Konuyu, yaptığı uzun söyleşiler sonrası 1990’da da Çağlayangil’in anılarını yayımlayan gazeteci Tanju Cılız-oğlu’na danıştık. Cılızoğlu, kendisinin söyleşiler boyunca hiç “ses kayıt aracı” kullanmadığını, Çağlayangil’in söyleşiler sırasında söylenmedik bir şey bırakmadığını, o ses kaydında dile getirdiği ileri sürülen iddialara hiç yer vermediğini, hatta “yazılmamak koşuluyla” anlattıklarında bile böyle bir konuya değinmediğini özellikle vurguladı. Cılızoğlu, ekledi:
“Sayın Çağlayangil, ben bu kitabı yazana kadar konuyla ilgili hiçbir şey yayımlanmamıştı. Bana da ‘Bunları sana ilk defa söylüyorum, Hatta kızım Fatoş bile bilmez” dedi. Ayrıca, anılarını bir başka kişiyle paylaştığını bana ne ima etti, ne de söyledi. Herhangi bir yerde, Dersim isyanı ile ilgili kendisine ait olduğu ileri sürülen bu sözleri sarf etmiş olsaydı, bana da söylerdi. Sayın Çağlayangil’in üslubu son derece farklıdır, kendisine atfedilen o sözler, diplomatik diline uymuyor bir kere. İhsan Sabri Bey günlük hayatında da diplomatik dilin dışına çıkmayan bir insandı.”
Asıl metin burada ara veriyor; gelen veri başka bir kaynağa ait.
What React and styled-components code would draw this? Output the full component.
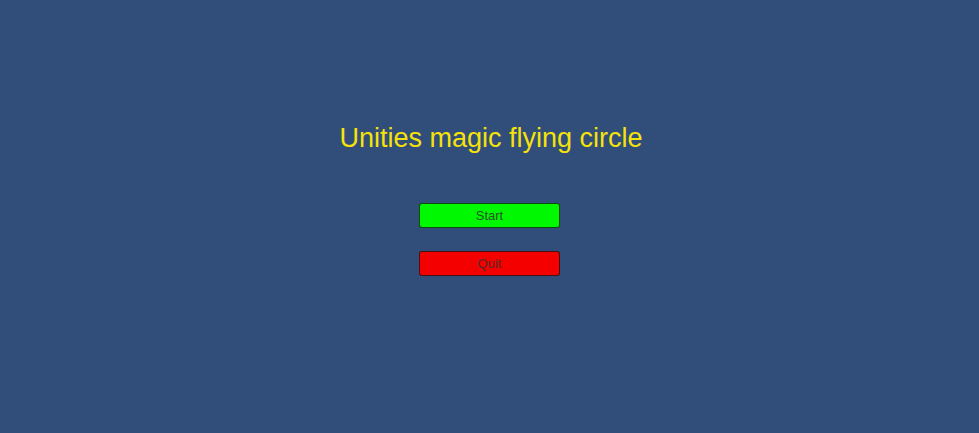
import React from "react"
import styled, { createGlobalStyle } from "styled-components"

const Global = createGlobalStyle`
  html, body {
    margin: 0;
    padding: 0;
    background: #314d79;
  }
`

const Screen = styled.div`
  height: 100vh;
  display: flex;
  flex-direction: column;
  align-items: center;
  padding-top: 122px;
  box-sizing: border-box;
  font-family: "Liberation Sans", Arial, sans-serif;
`

const Title = styled.h1`
  margin: 0 0 0 3px;
  font-size: 27px;
  line-height: 32px;
  font-weight: normal;
  color: #f5e20a;
`

const Menu = styled.div`
  display: flex;
  flex-direction: column;
  gap: 23px;
  margin-top: 49px;
`

const MenuButton = styled.button`
  width: 141px;
  height: 25px;
  padding: 0;
  border: 1px solid rgba(20, 20, 20, 0.75);
  border-radius: 3px;
  background: ${(p) => p.$color};
  color: rgba(50, 50, 50, 0.85);
  font-family: "Liberation Sans", Arial, sans-serif;
  font-size: 13px;
  cursor: pointer;
`

export default function App() {
  return (
    <>
      <Global />
      <Screen>
        <Title>Unities magic flying circle</Title>
        <Menu>
          <MenuButton $color="#00f800">Start</MenuButton>
          <MenuButton $color="#f40000">Quit</MenuButton>
        </Menu>
      </Screen>
    </>
  )
}
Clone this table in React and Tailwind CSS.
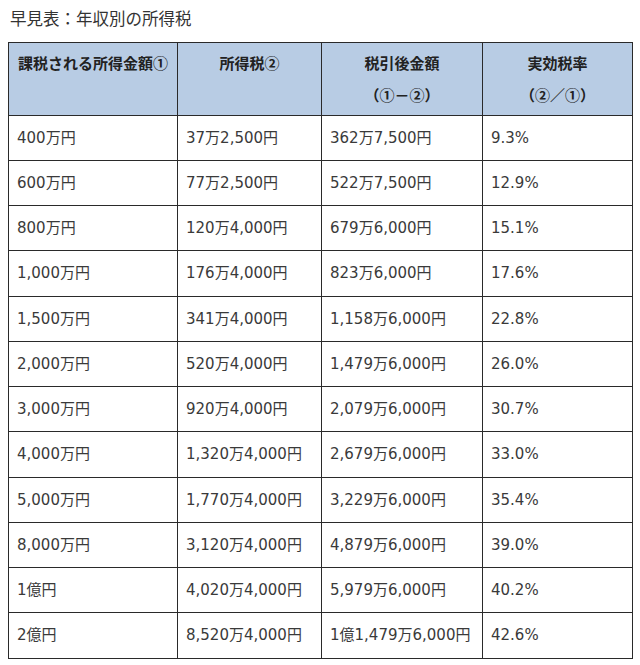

Dersim isyanının, Cumhuriyet düzenine karşı çıkan gerici Seyit Rıza ve onun sürüklediği aşiretler tarafından başlatıldığı, tüm belgeleriyle ortadadır ve yadsınamaz. İsyanın bastırılması ile ilgili uygulamalar ise başka bir konudur. Ancak, o uygulamalar konusunda birtakım tezler ileri sürenlerin, belge olarak gündeme getirdikleri kaynakların sağlam ve inandırıcı olması gerekiyor.
Kötü niyet için uydurulmuş sahte belgeler üzerinden akılcı tartışma yürütülemez!